As related preceding technology, Korean Patent Application Publication No. 2011-0111851 (entitled “Method of Automatic Registration of Wireless AP”) discloses technology for compensating for the deterioration of precision in location determination due to the information of a moved AP after an AP information map has been constructed, and for continuously improving precision.
As another related preceding technology, there is Korean Patent Application Publication No. 2010-0120924 (entitled “Method and System for Renewal of AP Location Information using Wireless LAN Terminal, and Wireless LAN Terminal therefor”). This patent discloses technology that automatically updates erroneous location information attributable to the location information of a wireless Local Area Network (LAN) AP that is newly installed and the movement of installation locations of previously registered wireless LAN APs, in the DB of a wireless LAN AP location management system via the wireless LAN terminal of a user, thus reducing cost and time required for update after the location information DB of the wireless LAN AP has been initially constructed, with the result that the quality of a wireless LAN-based location information service can be improved.

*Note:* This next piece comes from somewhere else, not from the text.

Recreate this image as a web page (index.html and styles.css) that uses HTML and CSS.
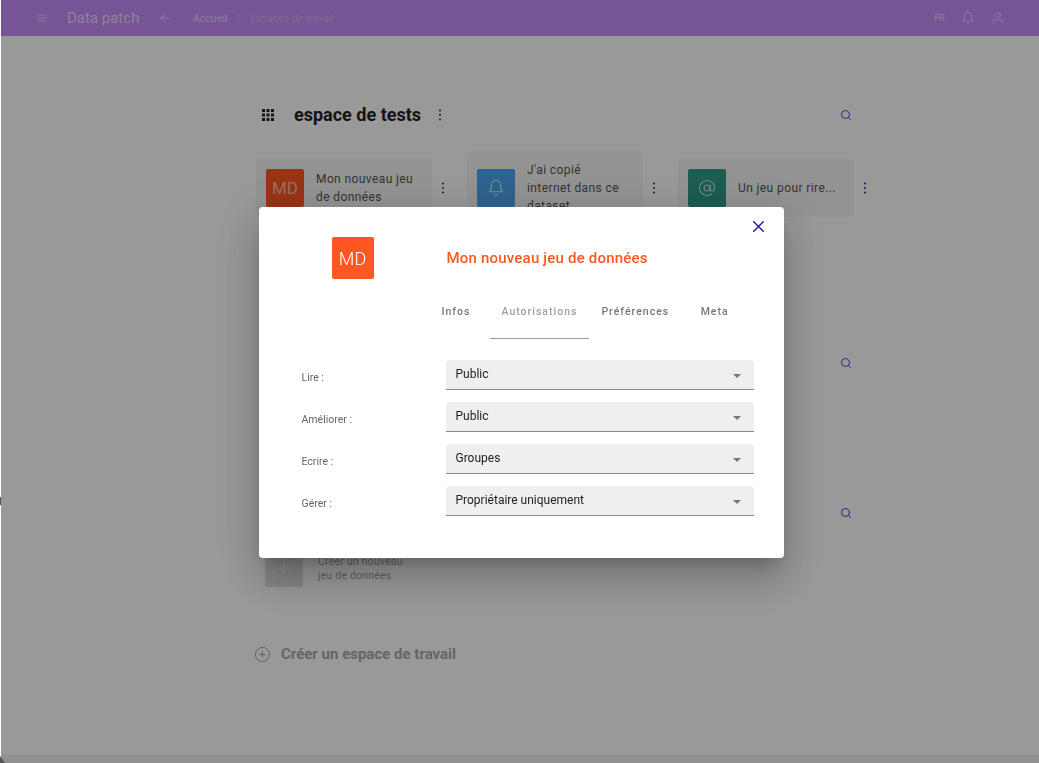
FILE: index.html
```html
<!DOCTYPE html>
<html lang="fr">
<head>
  <meta charset="UTF-8" />
  <meta name="viewport" content="width=device-width, initial-scale=1.0" />
  <title>Data patch</title>
  <link rel="stylesheet" href="styles.css">
</head>
<body>

  <svg class="sprites" width="0" height="0">
    <symbol id="i-menu" viewBox="0 0 24 24"><path d="M3 6h18M3 12h18M3 18h18"/></symbol>
    <symbol id="i-back" viewBox="0 0 24 24"><path d="M19 12H5M12 19l-7-7 7-7"/></symbol>
    <symbol id="i-bell" viewBox="0 0 24 24"><path d="M18 8A6 6 0 0 0 6 8c0 7-3 9-3 9h18s-3-2-3-9"/><path d="M13.73 21a2 2 0 0 1-3.46 0"/></symbol>
    <symbol id="i-user" viewBox="0 0 24 24"><path d="M20 21v-2a4 4 0 0 0-4-4H8a4 4 0 0 0-4 4v2"/><circle cx="12" cy="7" r="4"/></symbol>
    <symbol id="i-search" viewBox="0 0 24 24"><circle cx="11" cy="11" r="8"/><path d="M21 21l-4.35-4.35"/></symbol>
    <symbol id="i-at" viewBox="0 0 24 24"><circle cx="12" cy="12" r="4"/><path d="M16 8v5a3 3 0 0 0 6 0v-1a10 10 0 1 0-3.92 7.94"/></symbol>
    <symbol id="i-plus" viewBox="0 0 24 24"><path d="M12 5v14M5 12h14"/></symbol>
    <symbol id="i-plus-circle" viewBox="0 0 24 24"><circle cx="12" cy="12" r="10"/><path d="M12 8v8M8 12h8"/></symbol>
    <symbol id="i-close" viewBox="0 0 24 24"><path d="M18 6L6 18M6 6l12 12"/></symbol>
    <symbol id="i-dots" viewBox="0 0 12 12"><circle cx="6" cy="1.5" r="1"/><circle cx="6" cy="6" r="1"/><circle cx="6" cy="10.5" r="1"/></symbol>
    <symbol id="i-grid" viewBox="0 0 12 12"><path d="M0 0h3v3H0zM4.5 0h3v3h-3zM9 0h3v3H9zM0 4.5h3v3H0zM4.5 4.5h3v3h-3zM9 4.5h3v3H9zM0 9h3v3H0zM4.5 9h3v3h-3zM9 9h3v3H9z"/></symbol>
  </svg>

  <header class="topbar">
    <svg class="icon icon-menu"><use href="#i-menu"/></svg>
    <span class="brand">Data patch</span>
    <svg class="icon icon-back"><use href="#i-back"/></svg>
    <nav class="crumbs">
      <span>Accueil</span>
      <span class="crumb-sep">/</span>
      <span class="crumb-current">Espaces de travail</span>
    </nav>
    <div class="topbar-right">
      <span class="lang">FR</span>
      <svg class="icon icon-top"><use href="#i-bell"/></svg>
      <svg class="icon icon-top"><use href="#i-user"/></svg>
    </div>
  </header>

  <main class="content">
    <section class="workspace">
      <div class="workspace-head">
        <svg class="grid-icon"><use href="#i-grid"/></svg>
        <h2>espace de tests</h2>
        <svg class="dots"><use href="#i-dots"/></svg>
        <svg class="icon search"><use href="#i-search"/></svg>
      </div>
      <div class="cards">
        <div class="card-wrap">
          <div class="card">
            <div class="tile tile-orange">MD</div>
            <p>Mon nouveau jeu de données</p>
          </div>
          <svg class="dots"><use href="#i-dots"/></svg>
        </div>
        <div class="card-wrap">
          <div class="card">
            <div class="tile tile-blue"><svg class="icon tile-icon"><use href="#i-bell"/></svg></div>
            <p>J'ai copié internet dans ce dataset</p>
          </div>
          <svg class="dots"><use href="#i-dots"/></svg>
        </div>
        <div class="card-wrap">
          <div class="card">
            <div class="tile tile-teal"><svg class="icon tile-icon"><use href="#i-at"/></svg></div>
            <p>Un jeu pour rire...</p>
          </div>
          <svg class="dots"><use href="#i-dots"/></svg>
        </div>
      </div>
    </section>

    <section class="workspace">
      <div class="workspace-head">
        <svg class="icon search"><use href="#i-search"/></svg>
      </div>
    </section>

    <section class="workspace workspace-last">
      <div class="workspace-head">
        <svg class="icon search"><use href="#i-search"/></svg>
      </div>
      <div class="new-set">
        <div class="tile tile-grey"><svg class="icon new-plus"><use href="#i-plus"/></svg></div>
        <p>Créer un nouveau<br>jeu de données</p>
      </div>
    </section>

    <div class="new-workspace">
      <svg class="icon new-ws-icon"><use href="#i-plus-circle"/></svg>
      <span>Créer un espace de travail</span>
    </div>
  </main>

  <div class="overlay">
    <div class="modal">
      <button class="close"><svg class="icon"><use href="#i-close"/></svg></button>

      <div class="modal-head">
        <div class="modal-side"><div class="tile tile-big">MD</div></div>
        <h3>Mon nouveau jeu de données</h3>
      </div>

      <div class="tabs">
        <span class="tab">Infos</span>
        <span class="tab tab-active">Autorisations</span>
        <span class="tab">Préférences</span>
        <span class="tab">Meta</span>
      </div>

      <div class="form">
        <div class="form-row">
          <label>Lire :</label>
          <div class="select"><span>Public</span><i class="caret"></i></div>
        </div>
        <div class="form-row">
          <label>Améliorer :</label>
          <div class="select"><span>Public</span><i class="caret"></i></div>
        </div>
        <div class="form-row">
          <label>Ecrire :</label>
          <div class="select"><span>Groupes</span><i class="caret"></i></div>
        </div>
        <div class="form-row">
          <label>Gérer :</label>
          <div class="select"><span>Propriétaire uniquement</span><i class="caret"></i></div>
        </div>
      </div>
    </div>
  </div>

  <!-- bords de la fenêtre, visibles sur la capture -->
  <div class="edge-bottom"></div>
  <div class="edge-corner"></div>
  <div class="edge-mark"></div>

</body>
</html>
```

FILE: styles.css
```css
* {
  box-sizing: border-box;
}

html, body {
  height: 100%;
}

body {
  margin: 0;
  background: #fff;
  font-family: Roboto, "Liberation Sans", sans-serif;
  color: #222;
  overflow: hidden;
}

.sprites {
  display: block;
  height: 0;
}

.icon {
  display: block;
  fill: none;
  stroke: currentColor;
  stroke-width: 1.7;
  stroke-linecap: round;
  stroke-linejoin: round;
}

/* top bar */
.topbar {
  height: 36px;
  margin-left: 1px;
  padding: 0 34px 0 35px;
  display: flex;
  align-items: center;
  background: #c68cf8;
  color: rgba(255, 255, 255, .7);
}

.icon-menu {
  width: 12px;
  height: 12px;
  margin-right: 19px;
}

.brand {
  font-size: 15px;
  width: 72px;
  margin-right: 19px;
  white-space: nowrap;
}

.icon-back {
  width: 14px;
  height: 14px;
  margin-right: 21px;
  stroke-width: 1.5;
}

.crumbs {
  display: flex;
  gap: 9px;
  font-size: 10.5px;
  color: rgba(255, 255, 255, .65);
}

.crumb-sep,
.crumb-current {
  color: rgba(255, 255, 255, .32);
}

.topbar-right {
  margin-left: auto;
  display: flex;
  align-items: center;
  gap: 16px;
}

.lang {
  font-size: 9px;
  font-weight: 500;
  color: rgba(255, 255, 255, .55);
}

.icon-top {
  width: 14px;
  height: 14px;
  stroke-width: 1.4;
}

/* page content */
.content {
  width: 600px;
  margin-left: 256px;
  padding-top: 67px;
}

.workspace {
  margin-bottom: 126px;
}

.workspace-last {
  margin-bottom: 57px;
}

.workspace-head {
  height: 24px;
  display: flex;
  align-items: center;
  margin-bottom: 24px;
  padding: 0 4px 0 6px;
}

.grid-icon {
  width: 12px;
  height: 12px;
  margin-right: 20px;
  fill: #222;
}

h2 {
  margin: 0 13px 2px 0;
  font-size: 18px;
  font-weight: 700;
  color: #222;
}

.dots {
  width: 12px;
  height: 12px;
  flex: none;
  fill: #2a1fb0;
}

.search {
  width: 12px;
  height: 12px;
  margin-left: auto;
  color: #2a1fb0;
}

.cards {
  display: flex;
  align-items: center;
  height: 74px;
}

.card-wrap {
  width: 211px;
  flex: none;
  display: flex;
  align-items: center;
}

.card {
  width: 176px;
  padding: 10px;
  display: flex;
  align-items: center;
  gap: 12px;
  background: #f5f5f5;
  border-radius: 4px;
}

.card p {
  max-width: 100px;
  margin: 0;
  font-size: 12px;
  line-height: 18px;
  letter-spacing: .4px;
  color: #555;
}

.card-wrap .dots {
  margin-left: 5px;
}

.tile {
  width: 38px;
  height: 38px;
  flex: none;
  display: flex;
  align-items: center;
  justify-content: center;
  border-radius: 2px;
  color: #fff;
  font-size: 17px;
}

.tile-orange {
  background: #ff5722;
  color: rgba(255, 255, 255, .6);
}

.tile-blue {
  background: #4ca6f0;
}

.tile-teal {
  background: #2f9a88;
}

.tile-grey {
  background: #e0e0e0;
}

.tile-icon {
  width: 18px;
  height: 18px;
  stroke-width: 1.5;
  color: rgba(255, 255, 255, .7);
}

.new-set {
  display: flex;
  align-items: center;
  gap: 15px;
  padding-left: 9px;
}

.new-set p {
  margin: 2px 0 0;
  font-size: 10.5px;
  line-height: 14px;
  letter-spacing: .2px;
  color: #a0a0a0;
}

.new-plus {
  width: 20px;
  height: 20px;
  stroke-width: 1;
}

.new-workspace {
  display: flex;
  align-items: center;
  gap: 10px;
  height: 20px;
  font-size: 15px;
  font-weight: 700;
  color: #a8a8a8;
}

.new-ws-icon {
  width: 17px;
  height: 17px;
  margin-left: -2px;
  stroke-width: 1.4;
  color: #a0a0a0;
}

/* dialog */
.overlay {
  position: fixed;
  inset: 0 0 0 1px;
  display: flex;
  align-items: center;
  justify-content: center;
  padding: 2px 0 0 2px;
  background: rgba(0, 0, 0, .4);
}

.modal {
  position: relative;
  width: 525px;
  height: 351px;
  padding-top: 30px;
  background: #fff;
  border-radius: 4px;
  box-shadow: 0 11px 15px -7px rgba(0, 0, 0, .2), 0 24px 38px 3px rgba(0, 0, 0, .14), 0 9px 46px 8px rgba(0, 0, 0, .12);
}

.close {
  position: absolute;
  top: 10px;
  right: 16px;
  width: 19px;
  height: 19px;
  padding: 0;
  border: 0;
  background: none;
  color: #1e0f9a;
}

.close .icon {
  width: 19px;
  height: 19px;
}

.modal-head {
  display: flex;
  align-items: center;
}

.modal-side {
  width: 187px;
  padding-left: 73px;
}

.tile-big {
  width: 42px;
  height: 42px;
  background: #ff5722;
  font-size: 18px;
  font-weight: 300;
}

h3 {
  margin: 0 0 0 1px;
  font-size: 15px;
  font-weight: 500;
  letter-spacing: .2px;
  color: #ff5722;
}

.tabs {
  display: flex;
  margin: 15px 0 21px 164px;
  height: 45px;
}

.tab {
  min-width: 67px;
  padding: 0 12px 10px;
  display: flex;
  align-items: center;
  justify-content: center;
  font-size: 10.5px;
  font-weight: 500;
  letter-spacing: 1px;
  color: #777;
}

.tab-active {
  color: #a0a0a0;
  border-bottom: 1.5px solid #999;
}

.form {
  display: flex;
  flex-direction: column;
  gap: 12px;
}

.form-row {
  display: flex;
  align-items: center;
}

.form-row label {
  width: 187px;
  padding: 4px 0 0 43px;
  font-size: 10.5px;
  color: #666;
}

.select {
  width: 308px;
  height: 30px;
  padding: 0 13px 2px 10px;
  display: flex;
  align-items: center;
  justify-content: space-between;
  background: #efefef;
  border-bottom: 1px solid #888;
  border-radius: 4px 4px 0 0;
  font-size: 12px;
  color: #222;
}

.caret {
  display: block;
  margin-top: 4px;
  border-top: 4px solid #777;
  border-left: 4px solid transparent;
  border-right: 4px solid transparent;
}

/* window edges */
.edge-bottom {
  position: fixed;
  left: 1px;
  right: 0;
  bottom: 0;
  height: 8px;
  background: rgba(0, 0, 0, .05);
}

.edge-corner {
  position: fixed;
  left: 0;
  bottom: 0;
  width: 5px;
  height: 7px;
  background: linear-gradient(to top right, #555 45%, transparent 55%);
}

.edge-mark {
  position: fixed;
  left: 0;
  top: 497px;
  width: 1px;
  height: 8px;
  background: #555;
}
```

As further related preceding technology, there is provided Korean Patent Application Publication No. 2005-0063070 (entitled “Apparatus and method of management of wireless AP for enterprise”). This patent discloses technology that, when a communication service provider provides an enterprise wireless LAN service, periodically receives the information of APs installed in a business workplace, immediately updates information required for authentication agency, and periodically checks whether each AP is normally operated so as to process authentication agency of an enterprise wireless LAN and fault management thereof, so that an AP authentication agency service may be favorably processed and AP faults may be immediately repaired, thus supporting the improvement of wireless LAN services for enterprise customers.